● What this task involves
Images are not part of the copy; transcribe all the data exactly.

===== Source excerpt =====

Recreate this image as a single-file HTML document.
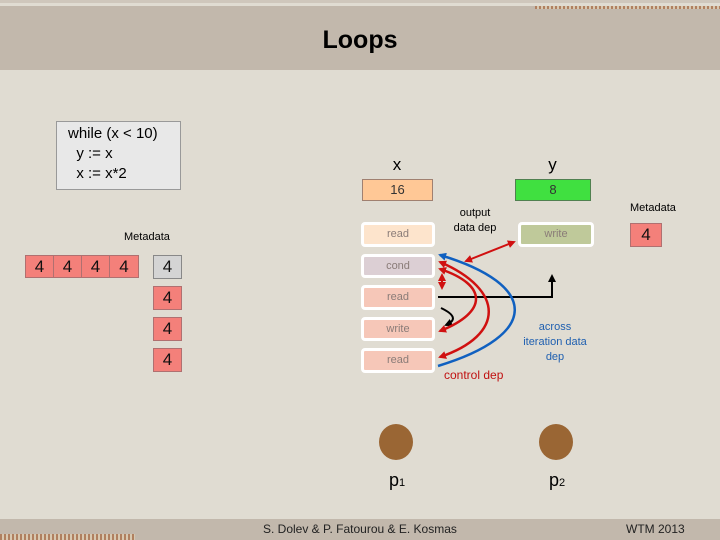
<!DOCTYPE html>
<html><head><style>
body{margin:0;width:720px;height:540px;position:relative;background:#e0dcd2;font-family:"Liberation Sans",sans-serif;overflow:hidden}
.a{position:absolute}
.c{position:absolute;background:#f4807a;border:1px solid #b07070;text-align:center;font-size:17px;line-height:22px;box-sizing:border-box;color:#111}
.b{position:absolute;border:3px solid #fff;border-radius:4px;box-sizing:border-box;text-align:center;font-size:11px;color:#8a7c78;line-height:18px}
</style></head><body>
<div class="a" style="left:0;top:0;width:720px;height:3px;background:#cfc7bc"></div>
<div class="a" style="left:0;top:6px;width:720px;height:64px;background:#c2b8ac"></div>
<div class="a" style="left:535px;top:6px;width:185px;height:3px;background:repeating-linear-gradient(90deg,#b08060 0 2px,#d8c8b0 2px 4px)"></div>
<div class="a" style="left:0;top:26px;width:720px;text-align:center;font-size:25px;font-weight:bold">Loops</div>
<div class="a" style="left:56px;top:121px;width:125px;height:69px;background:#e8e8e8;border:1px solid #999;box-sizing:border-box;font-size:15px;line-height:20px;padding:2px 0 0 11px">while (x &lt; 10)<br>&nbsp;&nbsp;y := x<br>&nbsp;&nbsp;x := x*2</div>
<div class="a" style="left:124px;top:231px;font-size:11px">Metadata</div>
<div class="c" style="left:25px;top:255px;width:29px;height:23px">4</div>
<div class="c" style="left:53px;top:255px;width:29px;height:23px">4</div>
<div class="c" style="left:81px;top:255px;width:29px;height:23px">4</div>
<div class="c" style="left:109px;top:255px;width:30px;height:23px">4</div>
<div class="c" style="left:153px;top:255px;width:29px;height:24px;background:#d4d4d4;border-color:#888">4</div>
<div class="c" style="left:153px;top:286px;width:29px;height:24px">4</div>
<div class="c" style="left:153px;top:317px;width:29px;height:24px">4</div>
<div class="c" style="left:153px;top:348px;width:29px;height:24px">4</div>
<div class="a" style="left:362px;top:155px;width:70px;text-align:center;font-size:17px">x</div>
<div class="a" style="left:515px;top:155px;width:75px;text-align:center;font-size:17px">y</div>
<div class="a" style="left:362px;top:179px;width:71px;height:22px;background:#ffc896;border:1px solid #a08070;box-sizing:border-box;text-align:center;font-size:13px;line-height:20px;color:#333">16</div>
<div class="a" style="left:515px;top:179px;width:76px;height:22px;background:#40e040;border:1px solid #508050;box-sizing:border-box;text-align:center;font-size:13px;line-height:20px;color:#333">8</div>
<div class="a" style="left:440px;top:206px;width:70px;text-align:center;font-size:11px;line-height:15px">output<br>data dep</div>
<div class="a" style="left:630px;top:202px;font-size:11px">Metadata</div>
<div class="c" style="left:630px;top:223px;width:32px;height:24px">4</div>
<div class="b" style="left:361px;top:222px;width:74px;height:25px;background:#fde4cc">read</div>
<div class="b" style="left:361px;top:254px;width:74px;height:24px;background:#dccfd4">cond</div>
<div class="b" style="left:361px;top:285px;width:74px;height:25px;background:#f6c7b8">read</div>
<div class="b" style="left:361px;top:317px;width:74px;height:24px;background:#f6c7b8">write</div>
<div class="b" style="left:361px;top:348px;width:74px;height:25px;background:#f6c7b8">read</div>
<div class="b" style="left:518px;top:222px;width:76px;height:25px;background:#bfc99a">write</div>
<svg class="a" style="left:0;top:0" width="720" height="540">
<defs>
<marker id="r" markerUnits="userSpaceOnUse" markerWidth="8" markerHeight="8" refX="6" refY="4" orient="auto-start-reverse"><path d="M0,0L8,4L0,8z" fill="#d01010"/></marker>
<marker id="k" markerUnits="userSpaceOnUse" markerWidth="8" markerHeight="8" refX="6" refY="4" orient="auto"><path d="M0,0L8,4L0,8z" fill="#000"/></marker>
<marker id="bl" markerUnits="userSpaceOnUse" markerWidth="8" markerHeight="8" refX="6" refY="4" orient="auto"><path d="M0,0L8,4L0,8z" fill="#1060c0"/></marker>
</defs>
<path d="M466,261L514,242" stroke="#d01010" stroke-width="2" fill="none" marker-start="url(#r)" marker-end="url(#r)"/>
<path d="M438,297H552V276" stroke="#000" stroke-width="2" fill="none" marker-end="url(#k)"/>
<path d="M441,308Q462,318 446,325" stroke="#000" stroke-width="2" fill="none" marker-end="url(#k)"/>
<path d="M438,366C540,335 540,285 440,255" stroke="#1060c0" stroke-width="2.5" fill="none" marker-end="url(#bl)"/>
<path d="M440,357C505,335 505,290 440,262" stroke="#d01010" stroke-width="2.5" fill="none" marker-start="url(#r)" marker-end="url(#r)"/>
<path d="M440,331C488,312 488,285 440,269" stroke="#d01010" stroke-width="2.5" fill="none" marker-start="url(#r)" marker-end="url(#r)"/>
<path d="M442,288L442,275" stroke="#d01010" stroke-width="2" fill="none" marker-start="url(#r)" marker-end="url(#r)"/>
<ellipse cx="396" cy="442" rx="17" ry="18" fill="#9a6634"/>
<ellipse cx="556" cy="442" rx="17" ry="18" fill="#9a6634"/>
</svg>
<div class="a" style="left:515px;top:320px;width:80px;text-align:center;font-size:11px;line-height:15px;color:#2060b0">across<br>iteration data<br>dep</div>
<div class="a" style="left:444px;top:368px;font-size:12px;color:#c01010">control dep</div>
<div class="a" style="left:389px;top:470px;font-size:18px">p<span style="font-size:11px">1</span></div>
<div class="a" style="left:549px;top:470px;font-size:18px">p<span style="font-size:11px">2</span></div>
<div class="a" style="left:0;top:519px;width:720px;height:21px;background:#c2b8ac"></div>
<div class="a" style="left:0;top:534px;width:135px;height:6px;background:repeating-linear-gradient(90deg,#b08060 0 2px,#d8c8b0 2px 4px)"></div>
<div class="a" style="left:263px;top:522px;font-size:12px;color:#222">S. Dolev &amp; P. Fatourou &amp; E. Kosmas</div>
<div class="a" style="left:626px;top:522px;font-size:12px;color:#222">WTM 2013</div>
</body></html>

=====

● Exercise response
Recreate this image as a single-file HTML document.
<!DOCTYPE html>
<html><head><style>
body{margin:0;width:720px;height:540px;position:relative;background:#e0dcd2;font-family:"Liberation Sans",sans-serif;overflow:hidden}
.a{position:absolute}
.c{position:absolute;background:#f4807a;border:1px solid #b07070;text-align:center;font-size:17px;line-height:22px;box-sizing:border-box;color:#111}
.b{position:absolute;border:3px solid #fff;border-radius:4px;box-sizing:border-box;text-align:center;font-size:11px;color:#8a7c78;line-height:18px}
</style></head><body>
<div class="a" style="left:0;top:0;width:720px;height:3px;background:#cfc7bc"></div>
<div class="a" style="left:0;top:6px;width:720px;height:64px;background:#c2b8ac"></div>
<div class="a" style="left:535px;top:6px;width:185px;height:3px;background:repeating-linear-gradient(90deg,#b08060 0 2px,#d8c8b0 2px 4px)"></div>
<div class="a" style="left:0;top:26px;width:720px;text-align:center;font-size:25px;font-weight:bold">Loops</div>
<div class="a" style="left:56px;top:121px;width:125px;height:69px;background:#e8e8e8;border:1px solid #999;box-sizing:border-box;font-size:15px;line-height:20px;padding:2px 0 0 11px">while (x &lt; 10)<br>&nbsp;&nbsp;y := x<br>&nbsp;&nbsp;x := x*2</div>
<div class="a" style="left:124px;top:231px;font-size:11px">Metadata</div>
<div class="c" style="left:25px;top:255px;width:29px;height:23px">4</div>
<div class="c" style="left:53px;top:255px;width:29px;height:23px">4</div>
<div class="c" style="left:81px;top:255px;width:29px;height:23px">4</div>
<div class="c" style="left:109px;top:255px;width:30px;height:23px">4</div>
<div class="c" style="left:153px;top:255px;width:29px;height:24px;background:#d4d4d4;border-color:#888">4</div>
<div class="c" style="left:153px;top:286px;width:29px;height:24px">4</div>
<div class="c" style="left:153px;top:317px;width:29px;height:24px">4</div>
<div class="c" style="left:153px;top:348px;width:29px;height:24px">4</div>
<div class="a" style="left:362px;top:155px;width:70px;text-align:center;font-size:17px">x</div>
<div class="a" style="left:515px;top:155px;width:75px;text-align:center;font-size:17px">y</div>
<div class="a" style="left:362px;top:179px;width:71px;height:22px;background:#ffc896;border:1px solid #a08070;box-sizing:border-box;text-align:center;font-size:13px;line-height:20px;color:#333">16</div>
<div class="a" style="left:515px;top:179px;width:76px;height:22px;background:#40e040;border:1px solid #508050;box-sizing:border-box;text-align:center;font-size:13px;line-height:20px;color:#333">8</div>
<div class="a" style="left:440px;top:206px;width:70px;text-align:center;font-size:11px;line-height:15px">output<br>data dep</div>
<div class="a" style="left:630px;top:202px;font-size:11px">Metadata</div>
<div class="c" style="left:630px;top:223px;width:32px;height:24px">4</div>
<div class="b" style="left:361px;top:222px;width:74px;height:25px;background:#fde4cc">read</div>
<div class="b" style="left:361px;top:254px;width:74px;height:24px;background:#dccfd4">cond</div>
<div class="b" style="left:361px;top:285px;width:74px;height:25px;background:#f6c7b8">read</div>
<div class="b" style="left:361px;top:317px;width:74px;height:24px;background:#f6c7b8">write</div>
<div class="b" style="left:361px;top:348px;width:74px;height:25px;background:#f6c7b8">read</div>
<div class="b" style="left:518px;top:222px;width:76px;height:25px;background:#bfc99a">write</div>
<svg class="a" style="left:0;top:0" width="720" height="540">
<defs>
<marker id="r" markerUnits="userSpaceOnUse" markerWidth="8" markerHeight="8" refX="6" refY="4" orient="auto-start-reverse"><path d="M0,0L8,4L0,8z" fill="#d01010"/></marker>
<marker id="k" markerUnits="userSpaceOnUse" markerWidth="8" markerHeight="8" refX="6" refY="4" orient="auto"><path d="M0,0L8,4L0,8z" fill="#000"/></marker>
<marker id="bl" markerUnits="userSpaceOnUse" markerWidth="8" markerHeight="8" refX="6" refY="4" orient="auto"><path d="M0,0L8,4L0,8z" fill="#1060c0"/></marker>
</defs>
<path d="M466,261L514,242" stroke="#d01010" stroke-width="2" fill="none" marker-start="url(#r)" marker-end="url(#r)"/>
<path d="M438,297H552V276" stroke="#000" stroke-width="2" fill="none" marker-end="url(#k)"/>
<path d="M441,308Q462,318 446,325" stroke="#000" stroke-width="2" fill="none" marker-end="url(#k)"/>
<path d="M438,366C540,335 540,285 440,255" stroke="#1060c0" stroke-width="2.5" fill="none" marker-end="url(#bl)"/>
<path d="M440,357C505,335 505,290 440,262" stroke="#d01010" stroke-width="2.5" fill="none" marker-start="url(#r)" marker-end="url(#r)"/>
<path d="M440,331C488,312 488,285 440,269" stroke="#d01010" stroke-width="2.5" fill="none" marker-start="url(#r)" marker-end="url(#r)"/>
<path d="M442,288L442,275" stroke="#d01010" stroke-width="2" fill="none" marker-start="url(#r)" marker-end="url(#r)"/>
<ellipse cx="396" cy="442" rx="17" ry="18" fill="#9a6634"/>
<ellipse cx="556" cy="442" rx="17" ry="18" fill="#9a6634"/>
</svg>
<div class="a" style="left:515px;top:320px;width:80px;text-align:center;font-size:11px;line-height:15px;color:#2060b0">across<br>iteration data<br>dep</div>
<div class="a" style="left:444px;top:368px;font-size:12px;color:#c01010">control dep</div>
<div class="a" style="left:389px;top:470px;font-size:18px">p<span style="font-size:11px">1</span></div>
<div class="a" style="left:549px;top:470px;font-size:18px">p<span style="font-size:11px">2</span></div>
<div class="a" style="left:0;top:519px;width:720px;height:21px;background:#c2b8ac"></div>
<div class="a" style="left:0;top:534px;width:135px;height:6px;background:repeating-linear-gradient(90deg,#b08060 0 2px,#d8c8b0 2px 4px)"></div>
<div class="a" style="left:263px;top:522px;font-size:12px;color:#222">S. Dolev &amp; P. Fatourou &amp; E. Kosmas</div>
<div class="a" style="left:626px;top:522px;font-size:12px;color:#222">WTM 2013</div>
</body></html>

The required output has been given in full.